**WORK INSTRUCTIONS**
In the entries below, find the lines that contain the word "this" and copy them.

**GIVEN RECORDS**

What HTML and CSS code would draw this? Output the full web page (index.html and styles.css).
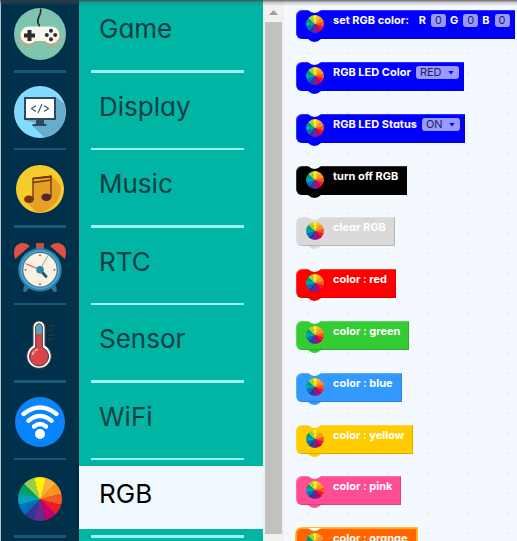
FILE: index.html
```html
<!DOCTYPE html>
<html lang="en">
<head>
<meta charset="utf-8">
<title>Blocks</title>
<link rel="stylesheet" href="styles.css">
</head>
<body>
<nav class="toolbox" aria-label="Categories">
  <ul class="categories">
    <li class="category">
      <span class="category-icon"><svg class="icon" viewBox="0 0 52 52" aria-hidden="true">
        <circle cx="26" cy="26" r="26" fill="#7dc5ae"/>
        <path d="M26.500 0.500C28 7 22 11 24 15Q25.500 17 25.500 20" fill="none" stroke="#25292c" stroke-width="1.600"/>
        <path d="M15.500 20.500H36.500A9 9 0 1 1 33 37Q30 35 29 34H23Q21 36 19 37A9 9 0 1 1 15.500 20.500Z" fill="#b9ab8b"/>
        <path d="M15.500 18.500H36.500A8.500 8.500 0 1 1 31 33H21A8.500 8.500 0 1 1 15.500 18.500Z" fill="#f7f5ee"/>
        <path d="M13.500 22h4v3.500H21v4h-3.500V33h-4v-3.500H10v-4h3.500Z" fill="#2b2b2b"/>
        <g fill="#2b2b2b"><circle cx="37" cy="22.800" r="2"/><circle cx="37" cy="31.200" r="2"/><circle cx="32.800" cy="27" r="2"/><circle cx="41.200" cy="27" r="2"/></g>
      </svg></span>
      <button class="category-name">Game</button>
    </li>
    <li class="category">
      <span class="category-icon"><svg class="icon" viewBox="0 0 52 52" aria-hidden="true">
        <circle cx="26" cy="26" r="26" fill="#84dbff"/>
        <path d="M42 11L50.500 18A26 26 0 0 1 30.500 51.600L18.600 40L22 37L11 34Z" fill="#67accb"/>
        <rect x="10" y="11" width="32" height="23" fill="#324a5e"/>
        <rect x="12" y="13" width="28" height="19" fill="#fff"/>
        <path d="M22 34h8v4h2.500v2h-14v-2H22Z" fill="#324a5e"/>
        <path d="M22 19.500L17.500 22.500L22 25.500M30 19.500L34.500 22.500L30 25.500M28 18L24 27" fill="none" stroke="#3d5265" stroke-width="1.100"/>
      </svg></span>
      <button class="category-name">Display</button>
    </li>
    <li class="category">
      <span class="category-icon"><svg class="icon" viewBox="0 0 52 52" aria-hidden="true">
        <circle cx="26" cy="26" r="24" fill="#f5cb2e"/>
        <path d="M37 12.700L46.500 22A24 24 0 0 1 23 49.500L12 39L19 33V18Z" fill="#e5a125"/>
        <path d="M19 36V15.500L37 13.200V34M19 19.500L37 17.200" fill="none" stroke="#703112" stroke-width="1.300"/>
        <path d="M18.500 14.700L37.500 12.500V14.500L18.500 16.500Z" fill="#703112"/>
        <ellipse cx="15" cy="36.300" rx="4.900" ry="3.800" fill="#78350f"/>
        <ellipse cx="32.300" cy="34.300" rx="4.900" ry="3.800" fill="#562337"/>
      </svg></span>
      <button class="category-name">Music</button>
    </li>
    <li class="category">
      <span class="category-icon"><svg class="icon" viewBox="0 0 52 52" aria-hidden="true">
        <path d="M10 44l-1 6q3 3 6-3ZM42 44l1 6q-3 3-6-3Z" fill="#2a7598"/>
        <path d="M1 18Q-2 7 4 3.500Q10 0 16 5ZM51 18Q54 7 48 3.500Q42 0 36 5Z" fill="#df5142"/>
        <rect x="22" y="2" width="8" height="6" rx="1" fill="#c84e43"/>
        <circle cx="26" cy="28.700" r="21.700" fill="#2e83ad"/>
        <circle cx="26" cy="28.700" r="19.500" fill="#5aa9cd"/>
        <circle cx="26" cy="28.700" r="18" fill="#2d7ea6"/>
        <circle cx="26" cy="28.700" r="16.700" fill="#f9f2e4"/>
        <g fill="#d84b40"><circle cx="26" cy="14.300" r="1"/><circle cx="26" cy="43.200" r="1"/><circle cx="11.600" cy="28.700" r="1"/><circle cx="40.400" cy="28.700" r="1"/></g>
        <path d="M26 28.700L33.700 15" stroke="#a8aeb3" stroke-width="1.200"/>
        <path d="M26 28.700L12 22.700" stroke="#d2574b" stroke-width="1.100"/>
        <path d="M26 28.700L32 35.500" stroke="#235e66" stroke-width="3" stroke-linecap="round"/>
        <circle cx="26" cy="28.700" r="3.800" fill="#2585ab"/>
      </svg></span>
      <button class="category-name">RTC</button>
    </li>
    <li class="category">
      <span class="category-icon"><svg class="icon" viewBox="0 0 52 52" aria-hidden="true">
        <path d="M19 9a6 6 0 0 1 12 0V27.500A12.200 12.200 0 1 1 19 27.500Z" fill="#fff" stroke="#513f40" stroke-width="1"/>
        <path d="M21.700 9a3.300 3.300 0 0 1 6.600 0V29.500A9.500 9.500 0 1 1 21.700 29.500Z" fill="#dd4448" stroke="#35414c" stroke-width="1"/>
        <path d="M22.200 16V9a2.800 2.800 0 0 1 5.600 0V16Z" fill="#55a6bd"/>
        <path d="M18.500 37Q19 32.500 24 31.500" fill="none" stroke="#f6b5b2" stroke-width="1.500" stroke-dasharray="4 1"/>
        <path d="M34.500 8H41M34.500 12.500H38.500M34.500 17H41M34.500 21.500H38.500" stroke="#293a45" stroke-width="1.400"/>
      </svg></span>
      <button class="category-name">Sensor</button>
    </li>
    <li class="category">
      <span class="category-icon"><svg class="icon" viewBox="0 0 52 52" aria-hidden="true">
        <circle cx="26" cy="26" r="25" fill="#0a84fb"/>
        <g fill="none" stroke="#fff" stroke-width="4.400" stroke-linecap="round"><path d="M9.500 18Q26 5 42.500 18"/><path d="M14.500 24.700Q26 15.500 37.500 24.700"/><path d="M20 30.500Q26 25.500 32 30.500"/></g>
        <circle cx="26" cy="38" r="5" fill="#fff"/>
      </svg></span>
      <button class="category-name">WiFi</button>
    </li>
    <li class="category">
      <span class="category-icon"><span class="wheel wheel-large"></span></span>
      <button class="category-name is-selected">RGB</button>
    </li>
  </ul>
</nav>
<div class="scrollbar" aria-hidden="true"><span class="scroll-arrow"></span><span class="scroll-thumb"></span></div>
<main class="workspace">
  <div class="block blue-deep"><span class="wheel"></span>
    <div class="fields rgb-fields"><span class="lead">set RGB color:</span>
      <label class="pair">R <input class="field number" value="0"></label>
      <label class="pair">G <input class="field number" value="0"></label>
      <label class="pair">B <input class="field number" value="0"></label></div></div>
  <div class="block blue-deep"><span class="wheel"></span>
    <label class="fields pair">RGB LED Color <span class="picker"><select class="field choice"><option>RED</option></select></span></label></div>
  <div class="block blue-deep"><span class="wheel"></span>
    <label class="fields pair">RGB LED Status <span class="picker"><select class="field choice"><option>ON</option></select></span></label></div>
  <div class="block black"><span class="wheel"></span><span class="fields">turn off RGB</span></div>
  <div class="block grey"><span class="wheel"></span><span class="fields">clear RGB</span></div>
  <div class="block red"><span class="wheel"></span><span class="fields">color : red</span></div>
  <div class="block green"><span class="wheel"></span><span class="fields">color : green</span></div>
  <div class="block blue"><span class="wheel"></span><span class="fields">color : blue</span></div>
  <div class="block yellow"><span class="wheel"></span><span class="fields">color : yellow</span></div>
  <div class="block pink"><span class="wheel"></span><span class="fields">color : pink</span></div>
  <div class="block orange is-active"><span class="wheel"></span><span class="fields">color : orange</span></div>
</main>
</body>
</html>
```
FILE: styles.css
```css
* { box-sizing: border-box; }

body {
  margin: 0;
  height: 100vh;
  display: flex;
  overflow: hidden;
  font-family: Inter, "Liberation Sans", sans-serif;
  font-feature-settings: "cv11";
}

body::after {
  content: "";
  position: absolute;
  inset: 0 0 auto;
  height: 6px;
  background: linear-gradient(rgba(60, 60, 60, 0.75), rgba(90, 90, 90, 0.3) 40%, transparent);
  pointer-events: none;
}

.toolbox {
  flex: none;
  width: 263px;
  overflow: hidden;
  background: linear-gradient(to right, #b4c4cc 1px, #00304a 1px 76px, #002b44 76px 79px, #00b5a3 79px);
}

.categories {
  list-style: none;
  margin: -5px 0 0;
  padding: 0;
}

.category {
  display: grid;
  grid-template-columns: 79px 1fr;
  height: 78px;
  padding: 6px 0;
  background:
    linear-gradient(#1b5878, #1b5878) 14px 100% / 52px 3px no-repeat,
    linear-gradient(#9bf1f4, #9bf1f4) 91px 100% / 153px 3px no-repeat;
}

.category:nth-child(even) {
  height: 77px;
  background-size: 52px 2px, 153px 2px;
}

.category-icon {
  display: flex;
  align-items: center;
  justify-content: center;
  padding-left: 1px;
}

.icon { width: 52px; height: 52px; }

.category-name {
  margin: 0 0 3px;
  padding: 0 20px 8px;
  border: 0;
  background: none;
  color: #073e46;
  font: 400 26px Inter, "Liberation Sans", sans-serif;
  font-feature-settings: "cv11";
  text-align: left;
}

.category-name.is-selected { background: #f0f8ff; color: #000; }

.wheel {
  flex: none;
  width: 18px;
  height: 18px;
  border-radius: 50%;
  background: conic-gradient(from -15deg,
    #fff200 30deg, #fbb03b 0 60deg, #f7931e 0 90deg, #f15a24 0 120deg,
    #ed1c24 0 150deg, #c1006e 0 180deg, #662d91 0 210deg, #343795 0 240deg,
    #0071bc 0 270deg, #00a3b8 0 300deg, #00a067 0 330deg, #9fcc4a 0);
}

.wheel-large { width: 44px; height: 44px; }

.scrollbar {
  flex: none;
  width: 21px;
  display: flex;
  flex-direction: column;
  padding: 10px 2px 7px;
  background: #f1f1f1;
}

.scroll-arrow {
  margin: 0 4px 7px;
  height: 5px;
  background: #a0a0a0;
  clip-path: polygon(50% 0, 100% 100%, 0 100%);
}

.scroll-thumb { flex: 1; background: #c1c1c1; }

.workspace {
  flex: 1;
  min-width: 0;
  display: flex;
  flex-direction: column;
  align-items: flex-start;
  gap: 23px;
  padding: 10px 0 0 12px;
  overflow: hidden;
  background: radial-gradient(circle at 4px 13px, #e4ecf3 1px, transparent 1px) 0 0 / 20px 20px #f4f9ff;
}

.block {
  position: relative;
  flex: none;
  display: flex;
  gap: 9px;
  height: 29px;
  padding: 0 9px 0 10px;
  border-radius: 6px 0 0 6px;
  background: var(--fill);
  box-shadow: inset 1px 1px rgba(255, 255, 255, 0.2), inset -1px -1px rgba(0, 0, 0, 0.15);
  color: #fff;
  font-size: 11px;
  font-weight: 700;
  white-space: nowrap;
}

/* The row spacing is a little tighter after every fifth block */
.block:nth-child(5n + 4) { margin-bottom: -1px; }

.block::before,
.block::after {
  content: "";
  position: absolute;
  left: 12px;
  width: 13px;
  height: 3px;
  clip-path: polygon(0 0, 100% 0, 75% 75%, 50% 100%, 25% 75%);
}

.block::before { top: 0; background: #f4f9ff; }
.block::after { top: 100%; background: var(--fill); }

.block .wheel { margin-top: 5px; }

.fields { height: 20px; line-height: 20px; }
.rgb-fields { display: flex; gap: 4px; margin-right: -4px; }
.lead { margin-right: 6px; }
.pair { display: flex; align-items: center; gap: 5px; }
.fields.pair { margin-right: -4px; }

.field {
  height: 13px;
  margin: 0;
  padding: 0;
  border: 0;
  border-radius: 3px;
  background: #9999ff;
  color: #23235a;
  font: 400 11px/13px Inter, "Liberation Sans", sans-serif;
}

.number { width: 15px; text-align: center; }

.picker { position: relative; display: flex; }
.choice { appearance: none; padding: 0 17px 0 4px; }

.picker::after {
  content: "";
  position: absolute;
  right: 5px;
  top: 5px;
  width: 6px;
  height: 4px;
  background: #0000ff;
  clip-path: polygon(0 0, 100% 0, 50% 100%);
  pointer-events: none;
}

.blue-deep { --fill: #0000ff; }
.black { --fill: #000; }
.grey { --fill: #d9d9d9; }
.red { --fill: #ff0000; }
.green { --fill: #33cc33; }
.blue { --fill: #3399ff; }
.yellow { --fill: #ffcc00; }
.pink { --fill: #ff4d94; }
.orange { --fill: #ff6600; }
.is-active { box-shadow: 0 0 0 1px #ffc020, inset 0 0 0 1px #ffa820; }
```
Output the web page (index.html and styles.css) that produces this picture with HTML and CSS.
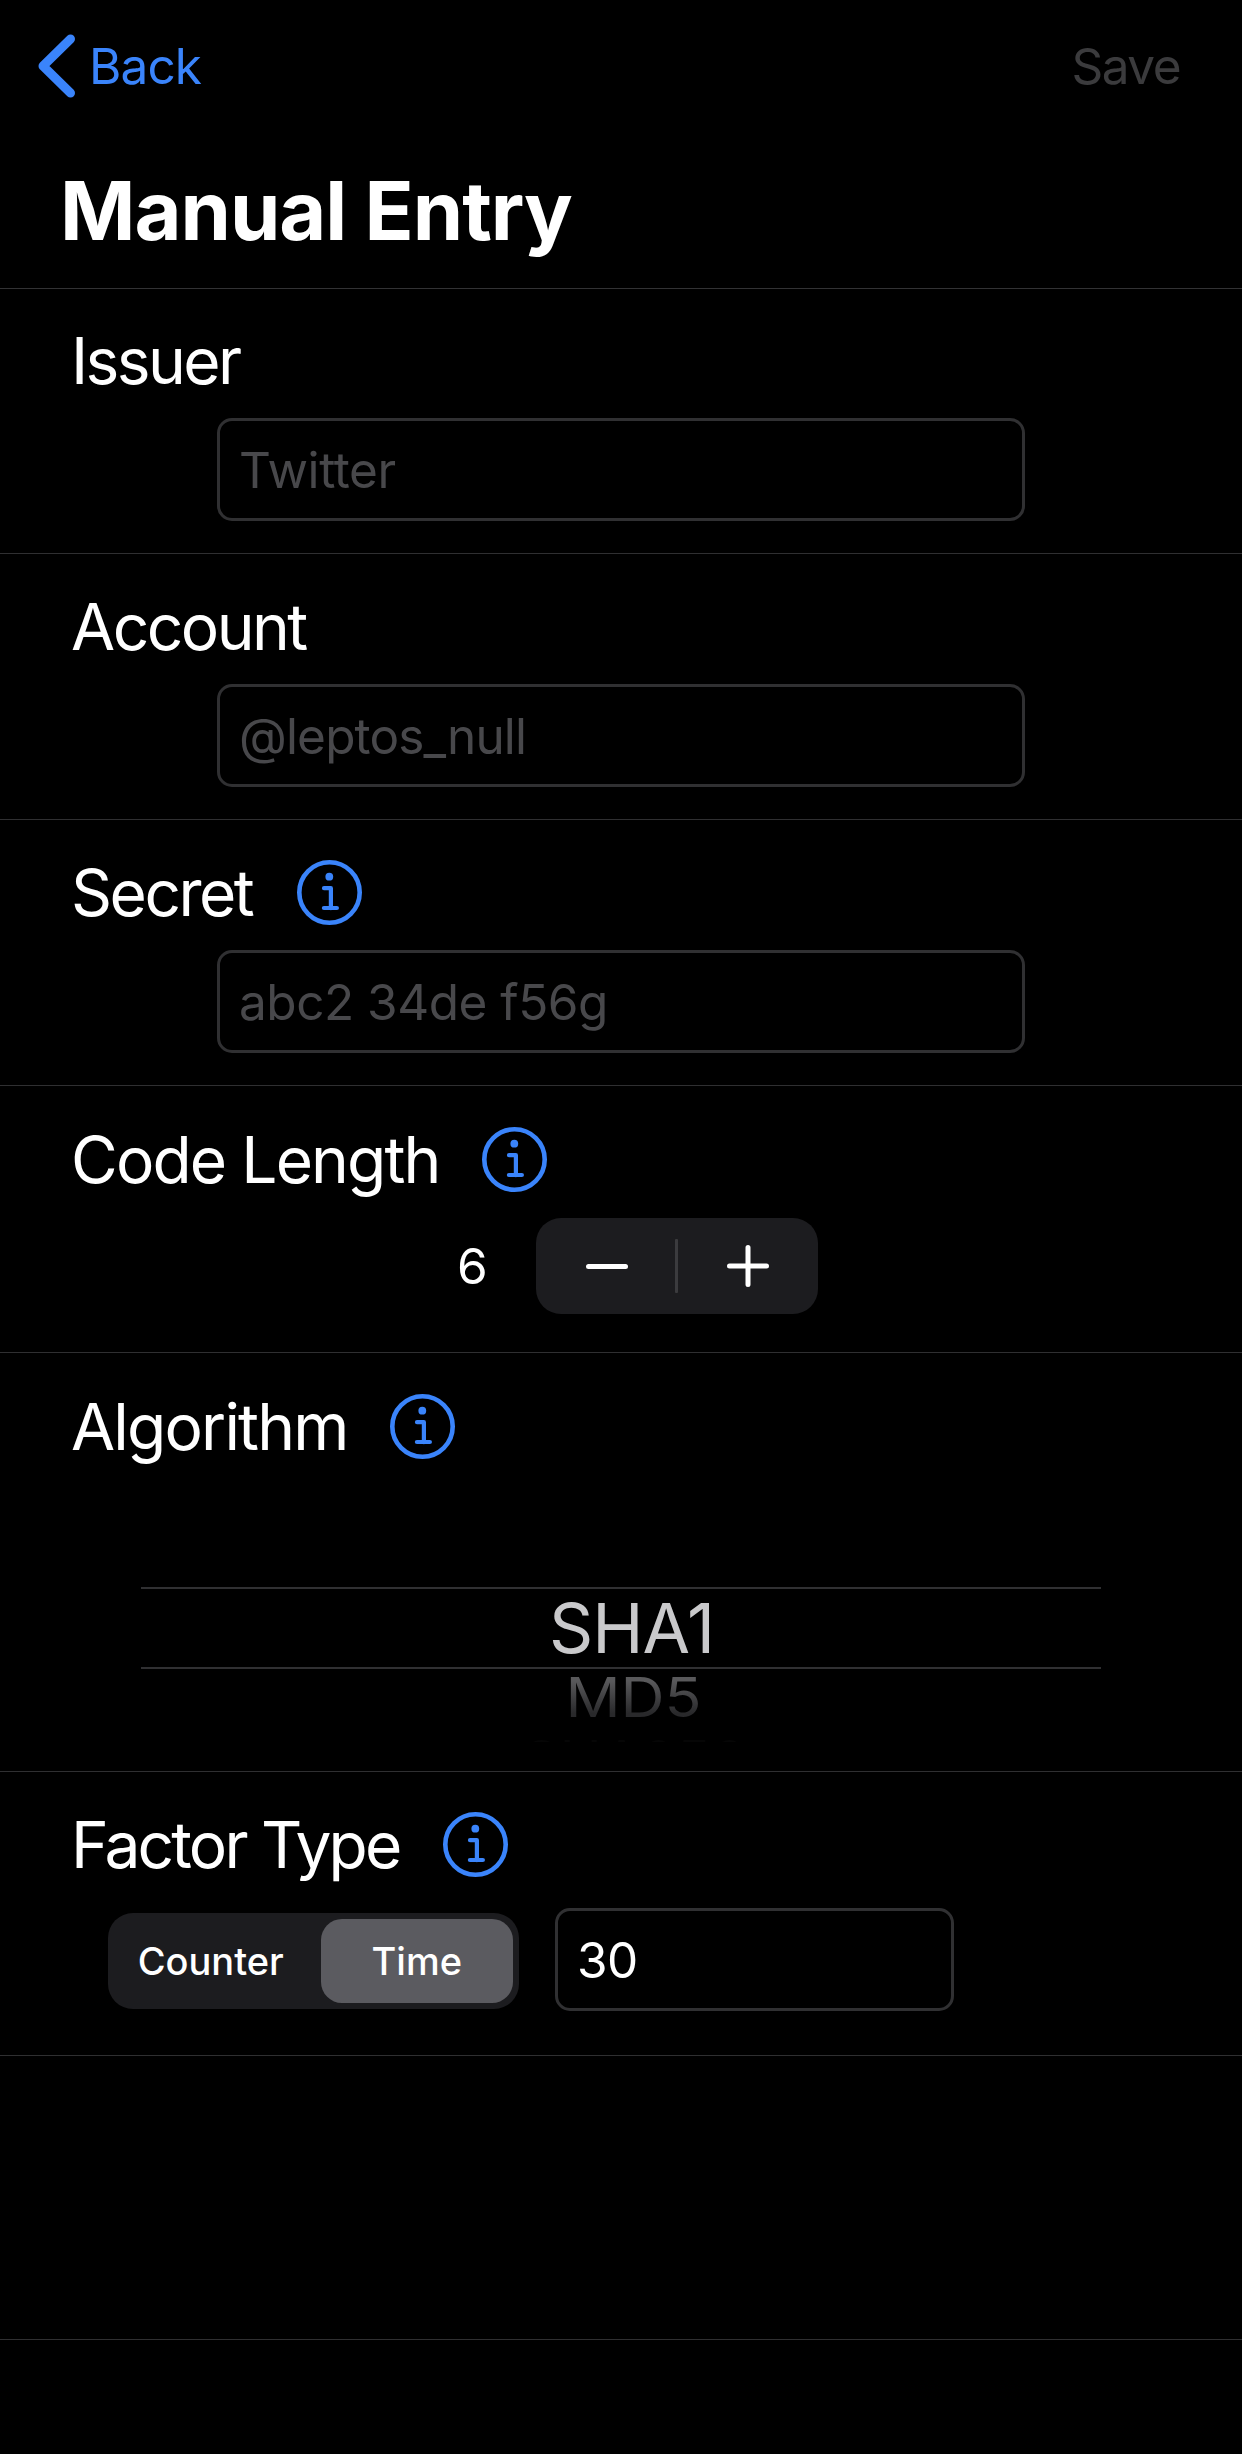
FILE: index.html
```html
<!DOCTYPE html>
<html lang="en">
<head>
<meta charset="utf-8">
<title>Manual Entry</title>
<link rel="stylesheet" href="styles.css">
</head>
<body>
<svg class="sprite" aria-hidden="true">
  <symbol id="info" viewBox="0 0 65 65">
    <circle cx="32.5" cy="32.5" r="30.2" fill="none" stroke="currentColor" stroke-width="4.6"/>
    <circle cx="32.3" cy="16.7" r="3.9" fill="currentColor"/>
    <path d="M27 28.2h6.9v20M26.9 48h13" fill="none" stroke="currentColor" stroke-width="4.2" stroke-linecap="round" stroke-linejoin="round"/>
  </symbol>
</svg>
<header class="header">
  <nav class="nav">
    <a class="back">
      <svg class="chevron" viewBox="0 0 38 64"><path d="M32.5 5 5 32l27.5 27" fill="none" stroke="currentColor" stroke-width="9" stroke-linecap="round" stroke-linejoin="round"/></svg>
      <span class="back-text">Back</span>
    </a>
    <span class="save">Save</span>
  </nav>
  <h1 class="title">Manual Entry</h1>
</header>
<main>
  <section class="row row-issuer">
    <div class="heading"><h2 class="label label-issuer">Issuer</h2></div>
    <div class="field"><span class="hint hint-issuer">Twitter</span></div>
  </section>
  <section class="row">
    <div class="heading"><h2 class="label label-account">Account</h2></div>
    <div class="field"><span class="hint hint-account">@leptos_null</span></div>
  </section>
  <section class="row">
    <div class="heading"><h2 class="label label-secret">Secret</h2><svg class="info"><use href="#info"/></svg></div>
    <div class="field"><span class="hint hint-secret">abc2 34de f56g</span></div>
  </section>
  <section class="row row-length">
    <div class="heading"><h2 class="label label-length">Code Length</h2><svg class="info"><use href="#info"/></svg></div>
    <div class="length">
      <span class="count">6</span>
      <div class="stepper">
        <svg class="step minus" viewBox="0 0 42 42"><path d="M2.5 21.5h37"/></svg>
        <span class="divider"></span>
        <svg class="step" viewBox="0 0 42 42"><path d="M2.5 21h37M21 2.5v37"/></svg>
      </div>
    </div>
  </section>
  <section class="row row-algorithm">
    <div class="heading"><h2 class="label label-algorithm">Algorithm</h2><svg class="info"><use href="#info"/></svg></div>
    <div class="picker">
      <div class="option chosen">SHA1</div>
      <div class="option next">MD5</div>
      <div class="option last">SHA256</div>
    </div>
  </section>
  <section class="row row-factor">
    <div class="heading"><h2 class="label label-factor">Factor Type</h2><svg class="info"><use href="#info"/></svg></div>
    <div class="factor">
      <div class="segments"><span class="segment">Counter</span><span class="segment selected">Time</span></div>
      <div class="field field-period"><span>30</span></div>
    </div>
  </section>
  <section class="row row-empty"></section>
</main>
</body>
</html>
```
FILE: styles.css
```css
* { box-sizing: border-box; }
body {
  margin: 0;
  min-height: 2454px;
  background: #000;
  color: #fff;
  font-family: Inter, "Liberation Sans", sans-serif;
  font-size: 49.5px;
}
h1, h2 { margin: 0; font-weight: 400; white-space: nowrap; }
.sprite { display: none; }

.header { height: 289px; border-bottom: 1px solid #323234; }
.nav {
  display: flex;
  align-items: center;
  justify-content: space-between;
  height: 132px;
  padding: 0 62px 0 38px;
}
.back { display: flex; align-items: center; gap: 13px; color: #3a84fb; }
.chevron { width: 38px; height: 64px; }
.back-text { letter-spacing: -0.9px; }
.save { color: #3b3b3d; letter-spacing: -1.5px; }
.title {
  padding: 1px 0 0 60px;
  font-size: 81px;
  font-weight: 700;
  line-height: 156px;
  letter-spacing: -1px;
}

.row { height: 266px; padding-top: 40px; border-bottom: 1px solid #2f2f31; }
.row-issuer { height: 265px; padding-top: 39px; }
.row-length { height: 267px; padding-top: 41px; }
.row-algorithm { height: 419px; padding-top: 41px; }
.row-factor, .row-empty { height: 284px; }

.heading { display: flex; align-items: center; gap: 45px; height: 65px; padding-left: 71px; }
.label { font-size: 64px; line-height: 65px; }
.label-issuer { letter-spacing: -2.6px; }
.label-account { letter-spacing: -2.5px; }
.label-secret { width: 181px; letter-spacing: -2.5px; }
.label-length { width: 366px; letter-spacing: -1.86px; }
.label-algorithm { width: 274px; letter-spacing: -1.8px; }
.label-factor { width: 327px; letter-spacing: -2.8px; }
.info { width: 65px; height: 65px; color: #3a84fb; }

.field {
  display: flex;
  align-items: center;
  width: 808px;
  height: 103px;
  margin: 25px auto 0;
  padding-left: 19px;
  border: 3px solid #303032;
  border-radius: 15px;
}
.hint { color: #48484b; white-space: nowrap; }
.hint-issuer { letter-spacing: -0.4px; }
.hint-account { letter-spacing: -0.84px; }
.hint-secret { letter-spacing: -0.48px; }

.length { display: flex; align-items: center; gap: 47px; margin: 26px 0 0 457px; }
.count { width: 32px; }
.stepper {
  display: grid;
  grid-template-columns: 139px 3px 140px;
  align-items: center;
  justify-items: center;
  width: 282px;
  height: 96px;
  border-radius: 25px;
  background: #1c1c1f;
}
.step { width: 42px; height: 42px; fill: none; stroke: #fff; stroke-width: 5; stroke-linecap: round; }
.minus { margin-left: 3px; }
.divider { width: 3px; height: 54px; background: #3b3b3e; border-radius: 1px; }

.picker { width: 960px; height: 155px; margin: 128px 0 0 141px; overflow: hidden; }
.option { text-align: center; white-space: nowrap; }
.chosen {
  height: 82px;
  padding-left: 21px;
  border-top: 2px solid #303032;
  border-bottom: 2px solid #303032;
  color: #c9c9cb;
  font-size: 69px;
  line-height: 79px;
  letter-spacing: -0.94px;
}
.next {
  height: 56px;
  padding-left: 25px;
  background: linear-gradient(#59595b 10px, #29292b 46px) text;
  color: transparent;
  font-size: 61px;
  line-height: 56px;
  transform: scaleY(.9);
}
.last {
  height: 60px;
  padding: 3px 0 0 27px;
  color: #060606;
  font-size: 57px;
  line-height: 68px;
}

.factor { display: flex; align-items: center; gap: 36px; margin: 31px 0 0 108px; }
.segments {
  display: grid;
  grid-template-columns: 1fr 1fr;
  width: 411px;
  height: 96px;
  margin-top: 2px;
  border-radius: 25px;
  background: #1c1c1f;
  font-size: 38px;
  font-weight: 450;
}
.segment { display: flex; align-items: center; justify-content: center; }
.selected { margin: 6px 6px 6px 7px; border-radius: 21px; background: #5b5b60; font-weight: 500; }
.field-period { width: 399px; margin: 0; letter-spacing: -0.57px; }
```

**WRITTEN ANSWER**
What HTML and CSS code would draw this? Output the full web page (index.html and styles.css).
Output the web page (index.html and styles.css) that produces this picture with HTML and CSS.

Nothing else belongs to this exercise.